May you be blessed with the strength to choose love when it would be easier to turn away. In moments when hurt surges and resentment calls for your allegiance, may something deeper in you rise up—not to fight, but to soften, to see more clearly, and to answer with wisdom rather than reaction.
May you never underestimate the sacred work of gentleness. Though the world may not always recognize its value, may you trust that each compassionate act you offer—each refusal to meet harm with harm—is a quiet act of restoration, a subtle turning of the tide.
When hatred shows its face, whether in others or within yourself, may you have the clarity to see the fear behind it, the brokenness that speaks through it. And may this insight allow you to respond not with compliance or silence, but with the fierce and noble courage of compassion.
May you learn to dwell often in the still places of your soul, where the ancient rhythm of love moves untouched by the chaos of the moment.

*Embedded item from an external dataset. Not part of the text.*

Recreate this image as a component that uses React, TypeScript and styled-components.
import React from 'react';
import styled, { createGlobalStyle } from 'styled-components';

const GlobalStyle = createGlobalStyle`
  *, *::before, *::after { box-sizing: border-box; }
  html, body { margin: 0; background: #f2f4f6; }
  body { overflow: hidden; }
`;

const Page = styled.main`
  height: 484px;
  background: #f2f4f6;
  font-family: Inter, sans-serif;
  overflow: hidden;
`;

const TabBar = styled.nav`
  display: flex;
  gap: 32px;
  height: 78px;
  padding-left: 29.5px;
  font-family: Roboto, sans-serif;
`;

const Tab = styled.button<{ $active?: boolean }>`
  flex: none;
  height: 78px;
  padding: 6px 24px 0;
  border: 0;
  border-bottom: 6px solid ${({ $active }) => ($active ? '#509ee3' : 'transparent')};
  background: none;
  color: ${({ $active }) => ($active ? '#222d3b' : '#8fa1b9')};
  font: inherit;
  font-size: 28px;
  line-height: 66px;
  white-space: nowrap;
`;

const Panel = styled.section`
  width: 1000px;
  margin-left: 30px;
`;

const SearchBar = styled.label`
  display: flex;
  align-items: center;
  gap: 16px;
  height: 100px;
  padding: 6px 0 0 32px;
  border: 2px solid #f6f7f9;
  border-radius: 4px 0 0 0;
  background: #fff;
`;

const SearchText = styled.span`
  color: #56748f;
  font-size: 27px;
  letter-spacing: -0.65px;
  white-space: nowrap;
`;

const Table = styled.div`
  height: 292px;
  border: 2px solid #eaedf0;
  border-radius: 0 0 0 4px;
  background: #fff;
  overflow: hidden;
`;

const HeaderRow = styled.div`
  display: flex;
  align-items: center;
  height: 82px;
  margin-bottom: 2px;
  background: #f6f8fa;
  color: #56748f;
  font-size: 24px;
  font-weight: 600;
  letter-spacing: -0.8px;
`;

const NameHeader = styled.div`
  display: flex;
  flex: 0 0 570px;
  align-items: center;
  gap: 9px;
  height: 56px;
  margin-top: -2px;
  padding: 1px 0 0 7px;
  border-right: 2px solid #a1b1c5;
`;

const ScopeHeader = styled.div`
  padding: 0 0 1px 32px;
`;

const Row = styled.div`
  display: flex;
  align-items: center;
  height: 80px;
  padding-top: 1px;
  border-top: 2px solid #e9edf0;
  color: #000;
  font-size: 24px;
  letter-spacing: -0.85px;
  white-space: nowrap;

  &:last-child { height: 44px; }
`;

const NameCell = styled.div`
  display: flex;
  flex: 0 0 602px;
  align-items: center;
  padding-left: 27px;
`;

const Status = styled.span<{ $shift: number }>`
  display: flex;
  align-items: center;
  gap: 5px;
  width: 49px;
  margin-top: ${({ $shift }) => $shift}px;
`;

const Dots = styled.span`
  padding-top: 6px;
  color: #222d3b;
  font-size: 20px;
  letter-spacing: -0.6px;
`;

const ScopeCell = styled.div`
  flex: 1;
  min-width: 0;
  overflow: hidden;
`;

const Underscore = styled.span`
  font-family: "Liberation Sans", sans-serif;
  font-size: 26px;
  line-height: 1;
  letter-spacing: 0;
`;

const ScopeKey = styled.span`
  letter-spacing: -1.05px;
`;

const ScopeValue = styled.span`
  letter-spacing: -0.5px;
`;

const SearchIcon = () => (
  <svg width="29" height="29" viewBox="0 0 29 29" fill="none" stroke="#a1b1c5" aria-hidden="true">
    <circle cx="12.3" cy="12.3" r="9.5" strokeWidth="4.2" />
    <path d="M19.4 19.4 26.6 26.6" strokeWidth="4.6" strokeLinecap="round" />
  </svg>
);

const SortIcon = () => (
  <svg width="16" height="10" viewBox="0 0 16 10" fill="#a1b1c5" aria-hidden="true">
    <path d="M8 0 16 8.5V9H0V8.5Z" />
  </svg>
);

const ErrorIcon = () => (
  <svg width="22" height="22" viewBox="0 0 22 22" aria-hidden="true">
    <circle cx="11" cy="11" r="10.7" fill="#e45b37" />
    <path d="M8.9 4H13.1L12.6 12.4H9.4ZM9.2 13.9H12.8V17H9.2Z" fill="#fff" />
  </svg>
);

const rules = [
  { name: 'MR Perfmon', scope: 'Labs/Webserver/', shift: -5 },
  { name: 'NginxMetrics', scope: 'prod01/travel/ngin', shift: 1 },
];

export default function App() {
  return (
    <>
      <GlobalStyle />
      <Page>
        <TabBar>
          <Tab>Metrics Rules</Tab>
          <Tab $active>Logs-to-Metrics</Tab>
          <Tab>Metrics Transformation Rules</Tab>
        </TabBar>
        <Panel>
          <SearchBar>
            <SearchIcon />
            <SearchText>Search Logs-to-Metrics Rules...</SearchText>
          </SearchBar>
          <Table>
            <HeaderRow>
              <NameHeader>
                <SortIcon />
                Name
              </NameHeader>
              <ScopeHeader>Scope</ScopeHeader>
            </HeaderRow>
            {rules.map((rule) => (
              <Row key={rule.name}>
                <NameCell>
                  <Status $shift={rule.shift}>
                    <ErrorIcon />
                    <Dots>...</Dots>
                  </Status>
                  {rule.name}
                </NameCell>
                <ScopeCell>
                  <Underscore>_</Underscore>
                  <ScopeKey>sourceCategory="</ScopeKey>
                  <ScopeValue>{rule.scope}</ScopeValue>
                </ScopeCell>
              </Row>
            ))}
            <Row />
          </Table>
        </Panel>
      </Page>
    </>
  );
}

There, in that sanctuary of presence, may you discover the deep well from which true light flows—not performative or fleeting, but rooted in truth and nourished by grace.
When the road is long and the burden feels heavier than your own strength can bear, may you find shelter in the presence of those who walk gently beside you. And if no such presence is near, may you sense the quiet companionship of the eternal—something that walks with you always, even when unseen.
May you come to know that real love is not weakness but the finest kind of strength, the kind that holds fast not through power but through trust, not through control but through offering. And in your giving, may you be given to, not always as you expect, but in the subtle ways your soul most deeply desires.
And finally, may you live in the slow, luminous unfolding of this truth: that darkness cannot overcome what is rooted in light, and hatred cannot hold sway over a heart that has chosen love—not once, but again and again, with each sacred breath.